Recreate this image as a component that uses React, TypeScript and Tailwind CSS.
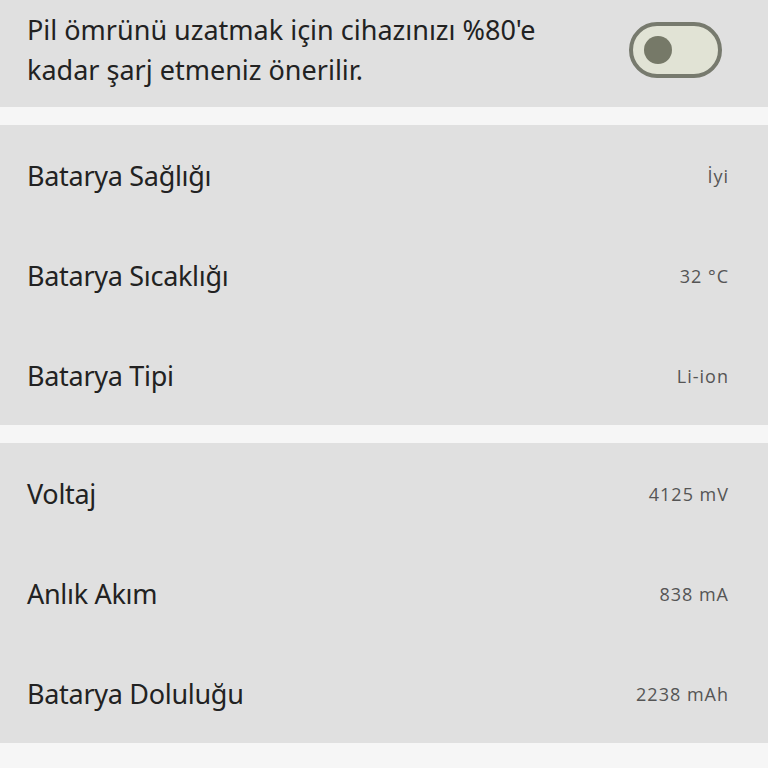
import React from 'react';

const groups: { label: string; value: string }[][] = [
  [
    { label: 'Batarya Sağlığı', value: 'İyi' },
    { label: 'Batarya Sıcaklığı', value: '32 °C' },
    { label: 'Batarya Tipi', value: 'Li-ion' },
  ],
  [
    { label: 'Voltaj', value: '4125 mV' },
    { label: 'Anlık Akım', value: '838 mA' },
    { label: 'Batarya Doluluğu', value: '2238 mAh' },
  ],
];

const Row: React.FC<{ label: string; value: string }> = ({ label, value }) => (
  <div className="h-[100px] flex items-center justify-between pl-[27px] pr-[39px]">
    <span className="text-[27px] text-[#222222] tracking-[-0.3px] pt-[2px]">{label}</span>
    <span className="text-[18px] text-[#555555] tracking-[1px] pt-[3px] font-['Open_Sans',sans-serif]">{value}</span>
  </div>
);

export default function App() {
  return (
    <div className="min-h-[768px] bg-[#f6f6f6] font-['Noto_Sans',sans-serif]">
      <div className="h-[107px] bg-[#e0e0e0] flex items-center justify-between pl-[27px] pr-[46px]">
        <p className="text-[27px] leading-[40px] text-[#222222] tracking-[0px] w-[560px] pb-[7px]">
          Pil ömrünü uzatmak için cihazınızı %80'e
          <br />
          kadar şarj etmeniz önerilir.
        </p>
        <button className="w-[93px] h-[56px] mb-[8px] rounded-full border-[4px] border-[#777a6e] bg-[#e1e3d5] flex items-center pl-[11px]">
          <span className="w-[28px] h-[28px] rounded-full bg-[#767968]" />
        </button>
      </div>
      {groups.map((g, i) => (
        <div key={i} className="mt-[18px] bg-[#e0e0e0]">
          {g.map((r) => (
            <Row key={r.label} {...r} />
          ))}
        </div>
      ))}
    </div>
  );
}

══════════════════════════════

Set the data above down again exactly as given, with no pictures.

### Complete output
Recreate this image as a component that uses React, TypeScript and Tailwind CSS.
import React from 'react';

const groups: { label: string; value: string }[][] = [
  [
    { label: 'Batarya Sağlığı', value: 'İyi' },
    { label: 'Batarya Sıcaklığı', value: '32 °C' },
    { label: 'Batarya Tipi', value: 'Li-ion' },
  ],
  [
    { label: 'Voltaj', value: '4125 mV' },
    { label: 'Anlık Akım', value: '838 mA' },
    { label: 'Batarya Doluluğu', value: '2238 mAh' },
  ],
];

const Row: React.FC<{ label: string; value: string }> = ({ label, value }) => (
  <div className="h-[100px] flex items-center justify-between pl-[27px] pr-[39px]">
    <span className="text-[27px] text-[#222222] tracking-[-0.3px] pt-[2px]">{label}</span>
    <span className="text-[18px] text-[#555555] tracking-[1px] pt-[3px] font-['Open_Sans',sans-serif]">{value}</span>
  </div>
);

export default function App() {
  return (
    <div className="min-h-[768px] bg-[#f6f6f6] font-['Noto_Sans',sans-serif]">
      <div className="h-[107px] bg-[#e0e0e0] flex items-center justify-between pl-[27px] pr-[46px]">
        <p className="text-[27px] leading-[40px] text-[#222222] tracking-[0px] w-[560px] pb-[7px]">
          Pil ömrünü uzatmak için cihazınızı %80'e
          <br />
          kadar şarj etmeniz önerilir.
        </p>
        <button className="w-[93px] h-[56px] mb-[8px] rounded-full border-[4px] border-[#777a6e] bg-[#e1e3d5] flex items-center pl-[11px]">
          <span className="w-[28px] h-[28px] rounded-full bg-[#767968]" />
        </button>
      </div>
      {groups.map((g, i) => (
        <div key={i} className="mt-[18px] bg-[#e0e0e0]">
          {g.map((r) => (
            <Row key={r.label} {...r} />
          ))}
        </div>
      ))}
    </div>
  );
}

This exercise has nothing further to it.